I'm sorry but I must disagree with using bad test results as the criteria for a water change. By that point it is too late in a sense, because the bad conditions have taken some toll on the fish. I'll expand a bit on this before I turn to the volume issue.
Taking nitrate for instance. If nitrate is normally 10ppm, and you test once a week, and one week it is 15ppm or 20ppm, the increase in nitrates has likely affected the fish. Some species are more sensitive to nitrates than others. As I mention in my article on bacteria, high levels of nitrate, above 40 ppm, have been shown to slow fish growth, suppress breeding, and depress the immune system making the fish much more susceptible to disease. Considering that all our fish occur in natural waters with near-zero nitrates--and I could cite test numbers for several Amazonian and SE Asian streams showing nitrate so low it is unmeasurable--an increase of 5 or 10ppm is significant. The whole aim of regular maintenance including partial water changes is to maintain stability and prevent any fluctuation. That is more likely to lead to better fish health.

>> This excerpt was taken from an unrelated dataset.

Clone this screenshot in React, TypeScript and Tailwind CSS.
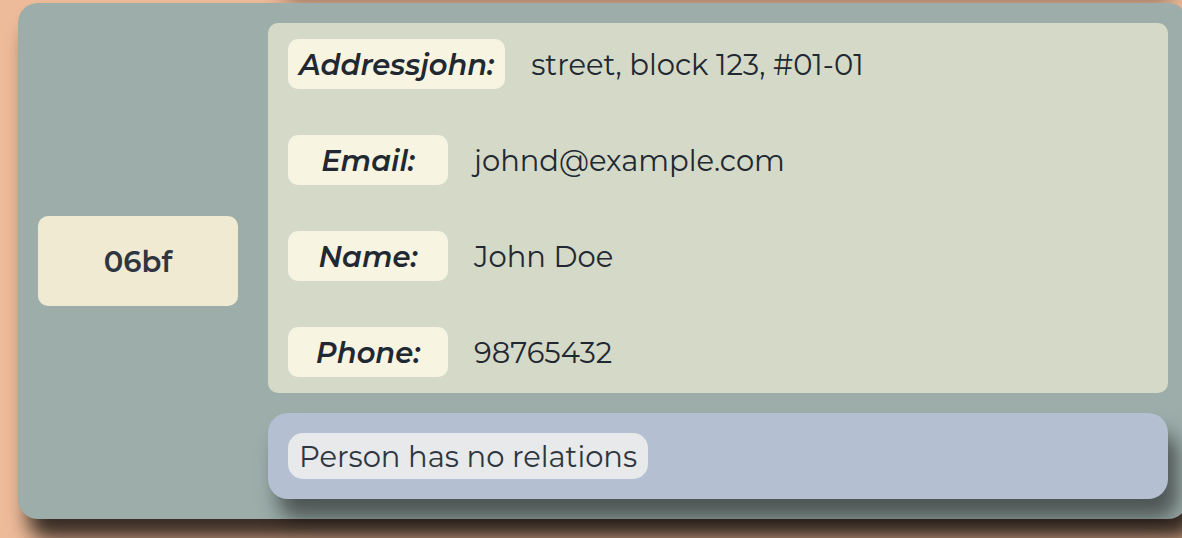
const fields = [
  { label: "Addressjohn:", value: "street, block 123, #01-01" },
  { label: "Email:", value: "johnd@example.com" },
  { label: "Name:", value: "John Doe" },
  { label: "Phone:", value: "98765432" },
];

export default function App() {
  return (
    <main className="flex min-h-screen flex-col overflow-hidden bg-[#eebb9a] font-['Montserrat',Inter,sans-serif] text-[29px] leading-[36px] text-[#212832]">
      {/* Relations panel of the preceding card, scrolled out of view; only its shadow shows */}
      <div className="-mt-[106px] mr-[14px] mb-[23px] ml-[268px] h-[86px] shrink-0 rounded-[20px] shadow-[10px_20px_20px_rgba(0,0,0,0.5)]" />

      <article className="-mr-[6px] ml-[18px] flex items-center gap-[30px] rounded-[20px] bg-[#9cadaa] p-5 shadow-[10px_20px_20px_rgba(0,0,0,0.77)]">
        <h2 className="flex h-[90px] w-[200px] shrink-0 items-center justify-center rounded-[10px] bg-[#f0ead2] pt-0.5 font-semibold text-[#2f363f]">
          06bf
        </h2>

        <div className="flex min-w-0 flex-1 flex-col gap-5">
          <dl className="flex flex-col gap-[46px] rounded-[10px] bg-[#d5dac8] px-5 py-4">
            {fields.map((field) => (
              <div key={field.label} className="flex items-center gap-[26px]">
                <dt className="flex h-[50px] min-w-[160px] items-center justify-center rounded-[10px] bg-[#f7f4e1] px-[11px] pt-0.5 font-semibold italic">
                  {field.label}
                </dt>
                <dd className="pt-0.5">{field.value}</dd>
              </div>
            ))}
          </dl>

          <section className="flex rounded-[20px] bg-[#b4c0d1] p-5 shadow-[10px_20px_20px_rgba(0,0,0,0.5)]">
            <p className="rounded-[15px] bg-[#e7e9eb] px-[11px] pt-1.5 pb-1 text-[#2f363f]">
              Person has no relations
            </p>
          </section>
        </div>
      </article>
    </main>
  );
}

And stability brings me to the volume issue. Obviously the replacement water should be close to the tank water in many respects. Hardness, pH and temperature are obvious, but there are many others, including bacteria, organics, nutrients. And as Mikaila correctly noted, some variation is not bad, in fact the opposite; there is no need to "prepare" identical water with respect to these parameters, but the variation should not be astronomical either. My tanks run at pH 5 to 6.4 depending upon the tank, and one is 7.2 for basic water fish. My tap is 7.0, so changing 60% of the tank means replacing pH 5 water with pH 7. Yet I have never had any indication of a problem, and largely due to the biological stability which "buffers" such changes so they are less; the tank pH rises maybe .3 or .4, that's it. And I almost always use cooler water, using the hand test someone mentioned earlier. And all of this is also perfectly natural; fish in Amazonia spawn when the water temperature drops significantly (several degrees) and there is a corresponding change in pH, as studies by Stanley Weitzman and others have proven.
It is a false assumption to assume that doing smaller volume changes will somehow create more stability. Chances are, it will be the exact opposite. If the conditions are allowed to deteriorate to the extent that our flimsy test kits actually register them, things are probably much worse in actual fact. Suddenly changing such water can sometimes cause other problems like ammonia poisoning, nitrite poisoning, pH shock, etc. The fact is that water which is changed more regularly in significant amounts will be more stable. The tank's biological balance will be determined by the fish, plants, additives, organics, and water changes. Maintaining a schedule of higher-volume and weekly changes ensures this true stability will more likely hold. There will be much less of a "pull" biologically if the water is replaced more often and/or in greater quantity. Refer back to my comment on the discus fry previously.
Those of us who change 50-60% weekly and have done so for 20+ years know there are benefits to the fish. My fish are always more active, colourful, more likely to spawn, and "playful" the day following a water change. But my water parameters do not ever fluctuate from week to week, so while testing pH, nitrate, ammonia, nitrite, CO2, whatever would show absolutely no variance, the water change clearly has done something. And it comes back to that "crud" I wrote about previously, that cannot be measured in any way, but is certainly present if there is a live fish in the tank. That crud is what we are removing and replacing, and it is essential to do so--if you want healthy fish.